Alt tarafı bir sergiye, bir tiyatroya gittik; yaz yaz bitmiyor. Ben bile yazarken sıkıldım ama yazılması gereken şeyler olduğu için yazıyorum. Önce bir yazı yazmayı planladım. Sonra sergi, tiyatro ve yolculuk için toplam üç yazı olsun dedim. Şimdi ise serinin beşinci yazısını yazıyorum ama bitiyor. Bu son! Artık başka başka yazılarla devam edeceğim. Doğrudan bu yazıya gelenler için durumu özetleyeyim. Arkadaşım Ozan Eicher ile birlikte Van Gogh Alive sergisine gitmeye karar verdik. Ardından biraz da tesadüfler yolumuzu 3. Türden Yakın İlişkiler – Başlangıç oyununa yönlendirdi. Bu yüzden o güne “Kültür Günü” adını verdik. İlgili yazılarda hem sergiyi hem de oyunu yorumladım ama tekerlekli sandalye ile bu günü hem kararlaştırmak hem de yolculuğa çevirmek çok da kolay değildi. Hepsini uzun uzun, sıkıcı bir dille anlattım. Şimdi, bu son yazıda tiyatrodan bahsedeceğim.
Akatlar Kültür Merkezine (“Akatlar” diye devam edeceğim) gitmek için uzun uzadıya yollara başvurmadan, taksiyle gittik. Zaten oraya rahatça erişmemi sağlayacak bir toplu taşıma aracının da varlığından emin değilim. Üstelik yorgunduk. Ben yazıyı biraz Akatlar özelinde sürdüreceğim ama siz Akatlar’ı kızım diğer salonları da gelinim sayın. Ben size söyleyeyim, artık kim ne anlarsa da kabulümüz olsun.
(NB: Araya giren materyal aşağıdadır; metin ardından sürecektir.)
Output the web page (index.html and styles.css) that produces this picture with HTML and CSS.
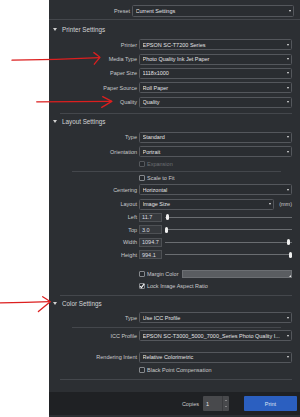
FILE: index.html
```html
<!DOCTYPE html>
<html lang="en">
<head>
<meta charset="utf-8">
<title>Print Settings</title>
<link rel="stylesheet" href="styles.css">
</head>
<body>
<div class="page">
  <div class="gutter"></div>
  <div class="panel">
    <div class="row preset-row">
      <span class="label preset-label">Preset</span>
      <div class="select"><span class="val">Current Settings</span><span class="caret"></span></div>
    </div>
    <div class="rule full"></div>

    <div class="group-head"><span class="tri"></span>Printer Settings</div>
    <div class="row first">
      <span class="label">Printer</span>
      <div class="select"><span class="val">EPSON SC-T7200 Series</span><span class="caret"></span></div>
    </div>
    <div class="row">
      <span class="label">Media Type</span>
      <div class="select"><span class="val">Photo Quality Ink Jet Paper</span><span class="caret"></span></div>
    </div>
    <div class="row">
      <span class="label">Paper Size</span>
      <div class="select"><span class="val">1118x1000</span><span class="caret"></span></div>
    </div>
    <div class="row">
      <span class="label">Paper Source</span>
      <div class="select"><span class="val">Roll Paper</span><span class="caret"></span></div>
    </div>
    <div class="row">
      <span class="label">Quality</span>
      <div class="select"><span class="val">Quality</span><span class="caret"></span></div>
    </div>
    <div class="rule major r-printer"></div>

    <div class="group-head">
      <span class="tri"></span>Layout Settings</div>
    <div class="row first">
      <span class="label">Type</span>
      <div class="select"><span class="val">Standard</span><span class="caret"></span></div>
    </div>
    <div class="row">
      <span class="label">Orientation</span>
      <div class="select"><span class="val">Portrait</span><span class="caret"></span></div>
    </div>
    <div class="check-row disabled expansion">
      <span class="box"></span><span>Expansion</span>
    </div>
    <div class="rule minor r-expansion"></div>
    <div class="check-row scale">
      <span class="box"></span><span>Scale to Fit</span>
    </div>
    <div class="row centering">
      <span class="label">Centering</span>
      <div class="select"><span class="val">Horizontal</span><span class="caret"></span></div>
    </div>
    <div class="row">
      <span class="label">Layout</span>
      <div class="select"><span class="val">Image Size</span><span class="caret"></span></div>
      <span class="unit">(mm)</span>
    </div>
    <div class="row slide first-slide">
      <span class="label">Left</span>
      <span class="num">11.7</span>
      <div class="track"><span class="thumb" style="left: 1.6%"></span></div>
    </div>
    <div class="row slide">
      <span class="label">Top</span>
      <span class="num">3.0</span>
      <div class="track"><span class="thumb" style="left: 0.8%"></span></div>
    </div>
    <div class="row slide">
      <span class="label">Width</span>
      <span class="num">1094.7</span>
      <div class="track"><span class="thumb" style="left: 97.6%"></span></div>
    </div>
    <div class="row slide">
      <span class="label">Height</span>
      <span class="num">994.1</span>
      <div class="track"><span class="thumb" style="left: 99.2%"></span></div>
    </div>
    <div class="check-row margin-row">
      <span class="box"></span><span>Margin Color</span>
      <span class="swatch"><span class="corner"></span></span>
    </div>
    <div class="check-row lock">
      <span class="box checked"><svg viewBox="0 0 6 6" width="6" height="6"><path d="M1 3.2 L2.4 4.6 L5.2 0.8" fill="none" stroke="#f2f2f2" stroke-width="1.2"/></svg></span><span>Lock Image Aspect Ratio</span>
    </div>
    <div class="rule major r-layout"></div>

    <div class="group-head"><span class="tri"></span>Color Settings</div>
    <div class="row first color-type">
      <span class="label">Type</span>
      <div class="select"><span class="val">Use ICC Profile</span><span class="caret"></span></div>
    </div>
    <div class="rule minor r-type"></div>
    <div class="row icc">
      <span class="label">ICC Profile</span>
      <div class="select"><span class="val">EPSON SC-T3000_5000_7000_Series Photo Quality I...</span><span class="caret"></span></div>
    </div>
    <div class="row intent">
      <span class="label">Rendering Intent</span>
      <div class="select"><span class="val">Relative Colorimetric</span><span class="caret"></span></div>
    </div>
    <div class="check-row bpc">
      <span class="box"></span><span>Black Point Compensation</span>
    </div>
    <div class="rule major r-color"></div>

    <div class="footer">
      <span class="copies-label">Copies</span>
      <div class="copies">
        <span class="copies-val">1</span>
        <span class="spin"><span class="up"></span><span class="down"></span></span>
      </div>
      <button class="print">Print</button>
    </div>
  </div>

  <svg class="marks" width="300" height="417" viewBox="0 0 300 417">
    <g fill="none" stroke="#dc1f1f" stroke-width="1.3" stroke-linecap="round" stroke-linejoin="round">
      <path d="M12 60.2 Q56 59.6 99.5 57.6"/>
      <path d="M93.8 52.6 Q97.5 55 100 57.4 Q97 60.8 94.3 64.2"/>
      <path d="M36.7 101.8 Q74 101.6 111.6 101.4"/>
      <path d="M102.7 96.6 Q107.5 99 111.8 101.4 Q106.5 104.6 101.7 107.4"/>
      <path d="M0 302.8 Q25 302.4 50 301.7"/>
      <path d="M42.7 296.7 Q46.6 299 50.2 301.7 Q44.5 306.5 38.4 311.6"/>
    </g>
  </svg>
</div>
</body>
</html>
```

FILE: styles.css
```css
* {
  box-sizing: border-box;
  margin: 0;
  padding: 0;
}

html,
body {
  width: 300px;
  height: 417px;
  overflow: hidden;
  background: #ffffff;
}

body {
  font-family: "Liberation Sans", Arial, sans-serif;
  font-size: 5.5px;
  color: #c9cacc;
}

.page {
  position: relative;
  display: flex;
  width: 300px;
  height: 417px;
}

.gutter {
  width: 49px;
  flex: none;
  background: #ffffff;
}

.panel {
  flex: 1;
  display: flex;
  flex-direction: column;
  background: #2c2f33;
  padding-top: 5px;
}

/* rows */
.row {
  display: flex;
  align-items: center;
  height: 11px;
  padding-right: 8px;
  margin-top: 3.35px;
  flex: none;
}

.row.first {
  margin-top: 5px;
}

.label {
  flex: none;
  width: 88px;
  margin-right: 2px;
  text-align: right;
  white-space: nowrap;
}

.preset-row {
  height: 12px;
  margin-top: 0;
  padding-right: 6px;
}

.preset-label {
  width: 81px;
}

.select {
  flex: 1;
  height: 100%;
  display: flex;
  align-items: center;
  padding-left: 2.5px;
  border: 1px solid #54575c;
  border-radius: 1.5px;
  background: #2a2d31;
  color: #e3e4e6;
  white-space: nowrap;
  overflow: hidden;
}

.val {
  flex: 1;
  overflow: hidden;
}

.caret {
  flex: none;
  width: 0;
  height: 0;
  margin: 0 2.5px 0 2px;
  border-left: 1.5px solid transparent;
  border-right: 1.5px solid transparent;
  border-top: 2px solid #e6e6e6;
}

.unit {
  flex: none;
  margin-left: 5px;
  color: #c9cacc;
}

/* group headings */
.group-head {
  flex: none;
  height: 10px;
  display: flex;
  align-items: center;
  padding-left: 4px;
  margin-top: 4.3px;
  font-size: 6.3px;
  color: #d3d4d6;
}

.tri {
  flex: none;
  width: 0;
  height: 0;
  margin-right: 5px;
  border-left: 2px solid transparent;
  border-right: 2px solid transparent;
  border-top: 3px solid #d0d0d0;
}

/* rules */
.rule {
  flex: none;
  height: 1px;
  background: #44474c;
}

.rule.full {
  margin-top: 2px;
}

.rule.major {
  margin-left: 11px;
  margin-right: 8px;
}

.rule.minor {
  margin-left: 23px;
  margin-right: 19px;
}

.r-printer { margin-top: 5px; }
.r-printer + .group-head { margin-top: 3px; }
.r-expansion { margin-top: 3px; }
.r-layout { margin-top: 4.6px; }
.r-layout + .group-head { margin-top: 3px; }
.r-type { margin-top: 3.5px; }
.r-color { margin-top: 5.3px; }

/* checkboxes */
.check-row {
  flex: none;
  display: flex;
  align-items: center;
  height: 8px;
  padding-left: 90px;
  padding-right: 8px;
  color: #c9cacc;
  white-space: nowrap;
}

.box {
  flex: none;
  width: 6px;
  height: 6px;
  margin-right: 2px;
  border: 1px solid #85888c;
  border-radius: 1px;
  background: #272a2e;
  display: flex;
  align-items: center;
  justify-content: center;
}

.box svg {
  display: block;
  margin: -1px;
}

.check-row.disabled {
  color: #6c6f73;
}

.check-row.disabled .box {
  border-color: #55585c;
}

.expansion { margin-top: 2.7px; }
.scale { margin-top: 1.8px; }
.row.centering { margin-top: 2.9px; }
.row.first-slide { margin-top: 3.2px; }
.margin-row { margin-top: 10.8px; }
.lock { margin-top: 3.7px; }
.row.color-type { margin-top: 3.9px; }
.row.icc { margin-top: 2.3px; }
.row.intent { margin-top: 10.5px; }
.bpc { margin-top: 3.5px; }

.swatch {
  flex: 1;
  height: 8px;
  margin-left: 4px;
  border: 1px solid #6c6f73;
  background: #5a5d61;
  display: flex;
  align-items: flex-end;
  justify-content: flex-end;
}

.corner {
  width: 0;
  height: 0;
  border-left: 2px solid transparent;
  border-bottom: 2px solid #e8e8e8;
}

/* sliders */
.row.slide {
  height: 9px;
  margin-top: 3.5px;
}

.row.slide.first-slide {
  margin-top: 3.2px;
}

.num {
  flex: none;
  width: 23px;
  height: 9px;
  display: flex;
  align-items: center;
  padding-left: 2px;
  border: 1px solid #4e5155;
  background: #36393d;
  color: #dcdde0;
}

.track {
  flex: 1;
  position: relative;
  height: 1px;
  margin-left: 3px;
  background: #6a6d71;
}

.thumb {
  position: absolute;
  top: -2.5px;
  width: 3px;
  height: 6px;
  margin-left: -1.5px;
  border-radius: 1.5px;
  background: #f0f0f0;
}

/* footer */
.footer {
  flex: none;
  height: 23px;
  margin-top: 11.7px;
  display: flex;
  align-items: center;
  justify-content: flex-end;
  padding-right: 3px;
  background: #1f2124;
}

.copies-label {
  margin-right: 4px;
  color: #c9cacc;
}

.copies {
  display: flex;
  width: 26px;
  height: 15px;
  background: #48494c;
  border-radius: 1px;
}

.copies-val {
  flex: 1;
  display: flex;
  align-items: center;
  padding-left: 3px;
  color: #e6e6e6;
}

.spin {
  flex: none;
  width: 7px;
  display: flex;
  flex-direction: column;
  align-items: center;
  justify-content: space-around;
  padding: 2px 0;
  border-left: 1px solid #3a3b3e;
}

.up,
.down {
  width: 0;
  height: 0;
  border-left: 1px solid transparent;
  border-right: 1px solid transparent;
}

.up {
  border-bottom: 1.5px solid #bdbdbd;
}

.down {
  border-top: 1.5px solid #bdbdbd;
}

.print {
  width: 53px;
  height: 15px;
  margin-left: 15px;
  border: none;
  border-radius: 1px;
  background: #2b5fc0;
  color: #dfe6f4;
  font-family: "Liberation Sans", Arial, sans-serif;
  font-size: 5.5px;
}

/* red annotation arrows drawn over the screenshot */
.marks {
  position: absolute;
  left: 0;
  top: 0;
  pointer-events: none;
}
```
Akatlar’ın kapısında taksiden inip hemen içeriye girdik. Ozan gişedeki görevliye Doğa Rutkay’ın davetlisi olduğumuzu söylemeye çalışırken, daha diyalog tamamlanmadan merdivenlerden yukarı doğru biri gelip bizi karşıladı, tanıştık.
Even, hemen önümüzde merdiven vardı. Konu da bu zaten. Hem beklendiğim için hazırdılar, hem de herkes o kadar iyi niyetli ki; hemen başkaları da yanımıza geldi. İki kişi o dimdik merdivenlerden beni tekerlekli sandalye ile taşıdılar. Tabii bunun davetli olarak gitmemle ilgisi yok. Sıradan bir izleyici olarak gidip rica etseydim aynı özeni göstereceklerini biliyorum. Ancak tüm bu olasılıkları da hesap ederek oyundan çok evvel içeri girmiştim.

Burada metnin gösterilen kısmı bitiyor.